◆ Given material
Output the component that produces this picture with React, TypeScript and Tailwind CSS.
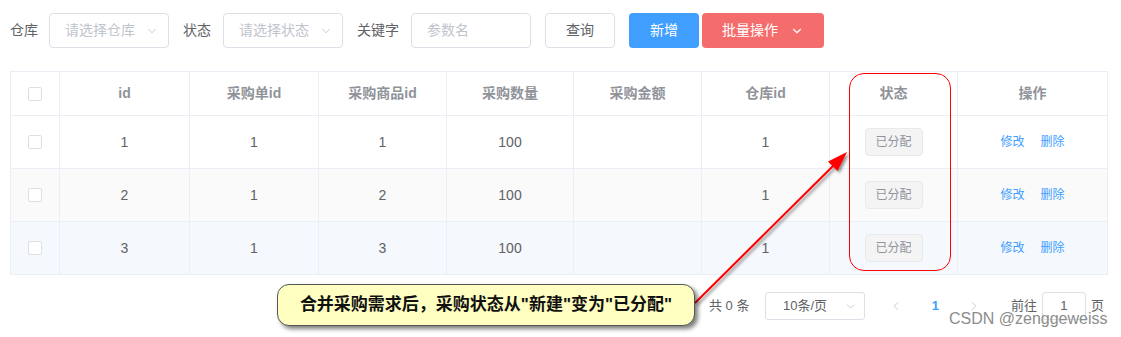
import { ChevronDown, ChevronLeft, ChevronRight } from "lucide-react";

const cols = "grid grid-cols-[49px_130px_129px_128px_127px_128px_128px_128px_150px]";
const cell = "flex items-center justify-center border-r border-b border-[#ebeef5]";

const heads = ["id", "采购单id", "采购商品id", "采购数量", "采购金额", "仓库id", "状态", "操作"];

const rows = [
  { id: 1, order: 1, goods: 1, num: 100, ware: 1, bg: "bg-white" },
  { id: 2, order: 1, goods: 2, num: 100, ware: 1, bg: "bg-[#fafafa]" },
  { id: 3, order: 1, goods: 3, num: 100, ware: 1, bg: "bg-[#f5f8fc]" },
];

function Box() {
  return <div className="w-[14px] h-[14px] border border-[#dcdfe6] rounded-[2px] bg-white" />;
}

function Select(props: { text: string; w: string }) {
  return (
    <div className={`${props.w} h-[35px] flex items-center justify-between border border-[#dcdfe6] rounded-[4px] pl-[15px] pr-[9px] text-[14px] text-[#c0c4cc]`}>
      <span>{props.text}</span>
      <ChevronDown size={14} strokeWidth={1.5} className="text-[#c0c4cc]" />
    </div>
  );
}

export default function App() {
  return (
    <div
      className="relative w-[1121px] h-[337px] overflow-hidden bg-white"
      style={{ fontFamily: "'Liberation Sans', 'Noto Sans CJK SC', sans-serif" }}
    >
      <div className="pl-[10px] pt-[13px]">
        {/* toolbar */}
        <div className="flex items-center h-[35px] text-[14px] text-[#606266]">
          <span className="w-[28px]">仓库</span>
          <div className="ml-[11px]">
            <Select text="请选择仓库" w="w-[120px]" />
          </div>
          <span className="ml-[14px]">状态</span>
          <div className="ml-[12px]">
            <Select text="请选择状态" w="w-[120px]" />
          </div>
          <span className="ml-[14px]">关键字</span>
          <div className="ml-[12px] w-[120px] h-[35px] flex items-center border border-[#dcdfe6] rounded-[4px] pl-[15px] text-[#c0c4cc]">
            参数名
          </div>
          <button className="ml-[14px] w-[70px] h-[35px] border border-[#dcdfe6] rounded-[4px] bg-white text-[#606266]">
            查询
          </button>
          <button className="ml-[14px] w-[70px] h-[35px] rounded-[4px] bg-[#409eff] text-white">
            新增
          </button>
          <button className="ml-[3px] w-[122px] h-[35px] rounded-[4px] bg-[#f56c6c] text-white flex items-center justify-center gap-[12px]">
            <span>批量操作</span>
            <ChevronDown size={14} strokeWidth={2} />
          </button>
        </div>

        {/* table */}
        <div className="mt-[23px] w-[1098px] border-l border-t border-[#ebeef5] text-[14px]">
          <div className={`${cols} h-[44px] font-bold text-[#909399]`}>
            <div className={cell}>
              <Box />
            </div>
            {heads.map((h) => (
              <div key={h} className={cell}>
                {h}
              </div>
            ))}
          </div>
          {rows.map((r) => (
            <div key={r.id} className={`${cols} h-[53px] text-[#606266] ${r.bg}`}>
              <div className={cell}>
                <Box />
              </div>
              <div className={cell}>{r.id}</div>
              <div className={cell}>{r.order}</div>
              <div className={cell}>{r.goods}</div>
              <div className={cell}>{r.num}</div>
              <div className={cell}></div>
              <div className={cell}>{r.ware}</div>
              <div className={cell}>
                <span className="w-[58px] h-[28px] flex items-center justify-center border border-[#e9e9eb] bg-[#f4f4f5] rounded-[4px] text-[12px] text-[#909399]">
                  已分配
                </span>
              </div>
              <div className={`${cell} gap-[16px] text-[12px] text-[#409eff]`}>
                <span>修改</span>
                <span>删除</span>
              </div>
            </div>
          ))}
        </div>
      </div>

      {/* pagination */}
      <div className="mt-[17px] flex items-center justify-end pr-[17px] h-[28px] text-[13px] text-[#606266]">
        <span className="w-[47px]">共 0 条</span>
        <div className="ml-[9px] w-[100px] h-[28px] flex items-center justify-between border border-[#dcdfe6] rounded-[3px] pl-[17px] pr-[7px]">
          <span>10条/页</span>
          <ChevronDown size={13} strokeWidth={1.5} className="text-[#c0c4cc]" />
        </div>
        <div className="ml-[12px] w-[39px] flex justify-center text-[#c0c4cc]">
          <ChevronLeft size={14} strokeWidth={1.5} />
        </div>
        <div className="w-[39px] flex justify-center text-[#409eff] font-bold">1</div>
        <div className="w-[39px] flex justify-center text-[#c0c4cc]">
          <ChevronRight size={14} strokeWidth={1.5} />
        </div>
        <span className="ml-[17px]">前往</span>
        <div className="ml-[5px] w-[44px] h-[28px] flex items-center justify-center border border-[#dcdfe6] rounded-[3px]">
          1
        </div>
        <span className="ml-[5px]">页</span>
      </div>

      {/* annotation overlays */}
      <div className="absolute left-[849px] top-[73px] w-[102px] h-[198px] border border-[#ff0000] rounded-[15px]" />

      <svg className="absolute left-0 top-0 pointer-events-none" width="1121" height="337">
        <defs>
          <filter id="sh" x="-20%" y="-20%" width="140%" height="140%">
            <feDropShadow dx="2" dy="2" stdDeviation="1.5" floodColor="#000" floodOpacity="0.45" />
          </filter>
        </defs>
        <g filter="url(#sh)">
          <line x1="695" y1="303" x2="836" y2="163" stroke="#ff0000" strokeWidth="2" />
          <polygon points="847,152 837.5,171 828,161.5" fill="#ff0000" />
        </g>
      </svg>

      <div className="absolute left-[277px] top-[284px] w-[418px] h-[42px] flex items-center justify-center border border-[#555] rounded-[12px] bg-[#ffffc2] shadow-[3px_3px_4px_rgba(0,0,0,0.5)] text-[17px] font-bold text-[#111]">
        合并采购需求后，采购状态从"新建"变为"已分配"
      </div>

      <div className="absolute left-[949px] top-[311px] text-[16px] leading-none text-[#8c8c8c]">
        CSDN @zenggeweiss
      </div>
    </div>
  );
}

◆ Job
Send back the data above word for word, with the pictures left out.

◆ Finished task
Output the component that produces this picture with React, TypeScript and Tailwind CSS.
import { ChevronDown, ChevronLeft, ChevronRight } from "lucide-react";

const cols = "grid grid-cols-[49px_130px_129px_128px_127px_128px_128px_128px_150px]";
const cell = "flex items-center justify-center border-r border-b border-[#ebeef5]";

const heads = ["id", "采购单id", "采购商品id", "采购数量", "采购金额", "仓库id", "状态", "操作"];

const rows = [
  { id: 1, order: 1, goods: 1, num: 100, ware: 1, bg: "bg-white" },
  { id: 2, order: 1, goods: 2, num: 100, ware: 1, bg: "bg-[#fafafa]" },
  { id: 3, order: 1, goods: 3, num: 100, ware: 1, bg: "bg-[#f5f8fc]" },
];

function Box() {
  return <div className="w-[14px] h-[14px] border border-[#dcdfe6] rounded-[2px] bg-white" />;
}

function Select(props: { text: string; w: string }) {
  return (
    <div className={`${props.w} h-[35px] flex items-center justify-between border border-[#dcdfe6] rounded-[4px] pl-[15px] pr-[9px] text-[14px] text-[#c0c4cc]`}>
      <span>{props.text}</span>
      <ChevronDown size={14} strokeWidth={1.5} className="text-[#c0c4cc]" />
    </div>
  );
}

export default function App() {
  return (
    <div
      className="relative w-[1121px] h-[337px] overflow-hidden bg-white"
      style={{ fontFamily: "'Liberation Sans', 'Noto Sans CJK SC', sans-serif" }}
    >
      <div className="pl-[10px] pt-[13px]">
        {/* toolbar */}
        <div className="flex items-center h-[35px] text-[14px] text-[#606266]">
          <span className="w-[28px]">仓库</span>
          <div className="ml-[11px]">
            <Select text="请选择仓库" w="w-[120px]" />
          </div>
          <span className="ml-[14px]">状态</span>
          <div className="ml-[12px]">
            <Select text="请选择状态" w="w-[120px]" />
          </div>
          <span className="ml-[14px]">关键字</span>
          <div className="ml-[12px] w-[120px] h-[35px] flex items-center border border-[#dcdfe6] rounded-[4px] pl-[15px] text-[#c0c4cc]">
            参数名
          </div>
          <button className="ml-[14px] w-[70px] h-[35px] border border-[#dcdfe6] rounded-[4px] bg-white text-[#606266]">
            查询
          </button>
          <button className="ml-[14px] w-[70px] h-[35px] rounded-[4px] bg-[#409eff] text-white">
            新增
          </button>
          <button className="ml-[3px] w-[122px] h-[35px] rounded-[4px] bg-[#f56c6c] text-white flex items-center justify-center gap-[12px]">
            <span>批量操作</span>
            <ChevronDown size={14} strokeWidth={2} />
          </button>
        </div>

        {/* table */}
        <div className="mt-[23px] w-[1098px] border-l border-t border-[#ebeef5] text-[14px]">
          <div className={`${cols} h-[44px] font-bold text-[#909399]`}>
            <div className={cell}>
              <Box />
            </div>
            {heads.map((h) => (
              <div key={h} className={cell}>
                {h}
              </div>
            ))}
          </div>
          {rows.map((r) => (
            <div key={r.id} className={`${cols} h-[53px] text-[#606266] ${r.bg}`}>
              <div className={cell}>
                <Box />
              </div>
              <div className={cell}>{r.id}</div>
              <div className={cell}>{r.order}</div>
              <div className={cell}>{r.goods}</div>
              <div className={cell}>{r.num}</div>
              <div className={cell}></div>
              <div className={cell}>{r.ware}</div>
              <div className={cell}>
                <span className="w-[58px] h-[28px] flex items-center justify-center border border-[#e9e9eb] bg-[#f4f4f5] rounded-[4px] text-[12px] text-[#909399]">
                  已分配
                </span>
              </div>
              <div className={`${cell} gap-[16px] text-[12px] text-[#409eff]`}>
                <span>修改</span>
                <span>删除</span>
              </div>
            </div>
          ))}
        </div>
      </div>

      {/* pagination */}
      <div className="mt-[17px] flex items-center justify-end pr-[17px] h-[28px] text-[13px] text-[#606266]">
        <span className="w-[47px]">共 0 条</span>
        <div className="ml-[9px] w-[100px] h-[28px] flex items-center justify-between border border-[#dcdfe6] rounded-[3px] pl-[17px] pr-[7px]">
          <span>10条/页</span>
          <ChevronDown size={13} strokeWidth={1.5} className="text-[#c0c4cc]" />
        </div>
        <div className="ml-[12px] w-[39px] flex justify-center text-[#c0c4cc]">
          <ChevronLeft size={14} strokeWidth={1.5} />
        </div>
        <div className="w-[39px] flex justify-center text-[#409eff] font-bold">1</div>
        <div className="w-[39px] flex justify-center text-[#c0c4cc]">
          <ChevronRight size={14} strokeWidth={1.5} />
        </div>
        <span className="ml-[17px]">前往</span>
        <div className="ml-[5px] w-[44px] h-[28px] flex items-center justify-center border border-[#dcdfe6] rounded-[3px]">
          1
        </div>
        <span className="ml-[5px]">页</span>
      </div>

      {/* annotation overlays */}
      <div className="absolute left-[849px] top-[73px] w-[102px] h-[198px] border border-[#ff0000] rounded-[15px]" />

      <svg className="absolute left-0 top-0 pointer-events-none" width="1121" height="337">
        <defs>
          <filter id="sh" x="-20%" y="-20%" width="140%" height="140%">
            <feDropShadow dx="2" dy="2" stdDeviation="1.5" floodColor="#000" floodOpacity="0.45" />
          </filter>
        </defs>
        <g filter="url(#sh)">
          <line x1="695" y1="303" x2="836" y2="163" stroke="#ff0000" strokeWidth="2" />
          <polygon points="847,152 837.5,171 828,161.5" fill="#ff0000" />
        </g>
      </svg>

      <div className="absolute left-[277px] top-[284px] w-[418px] h-[42px] flex items-center justify-center border border-[#555] rounded-[12px] bg-[#ffffc2] shadow-[3px_3px_4px_rgba(0,0,0,0.5)] text-[17px] font-bold text-[#111]">
        合并采购需求后，采购状态从"新建"变为"已分配"
      </div>

      <div className="absolute left-[949px] top-[311px] text-[16px] leading-none text-[#8c8c8c]">
        CSDN @zenggeweiss
      </div>
    </div>
  );
}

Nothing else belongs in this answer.